True. Though you can use this reasoning for pretty much every single thing in the source code, and this way lies Java and XML. Premature optimization may be bad, but I still try to always pick the faster option when it doesn't require too much work :).
> And, if I understand correctly, in every other locale file too. This tingles my DRY sense in a bad way.
Not as long as your locale file is ordered the same for each region. Then the index match on the English string tells you which line to read from.
> Premature optimization may be bad, but I still try to always pick the faster option when it doesn't require too much work :)
Certainly. It's definitely a balancing act. But I think I give up maybe ~5% total performance for a ~500% improvement in code clarity. Moving to Java and things like that would increase the overhead by an order of magnitude while probably not helping readability at all (maybe just a little.)
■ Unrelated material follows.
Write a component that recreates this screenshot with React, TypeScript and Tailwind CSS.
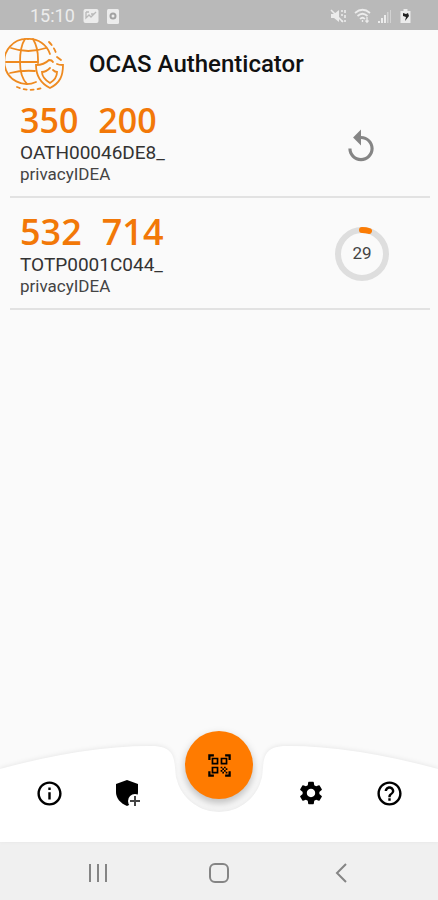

Of course, if I were trying to parse a 20GiB text file, I'd probably be working on it via mmap() over a char* array :D
I like it. There's definitely an opportunity here. `iostreams` is stateful and using it for formatted I/O has a faint masochistic flavor. `printf()` is fine, but recall that the compiler writers had to learn to critique the comparison between formatting characters and remaining arguments for a reason. What you want is to smack things together into an output pattern that's good enough. The leverage of callability is clearly a point in favor.
This is very nice library with very good and simple concepts.
One thing still bugs me. Chaining adds space in between the tokens. This is not always desirable. Adding another function out would solve this (outs would read then outs(pace)).
Edit: I noticed while readying the test cases that it is possible to change the separator using outs.sep(' ');
I am now wondering how nice it would play with multi threading.
gcc at least also had a major issue with streams and multithreading because of some global locale locks. Not sure if it was fixed. More than once it caused writing some alternatives.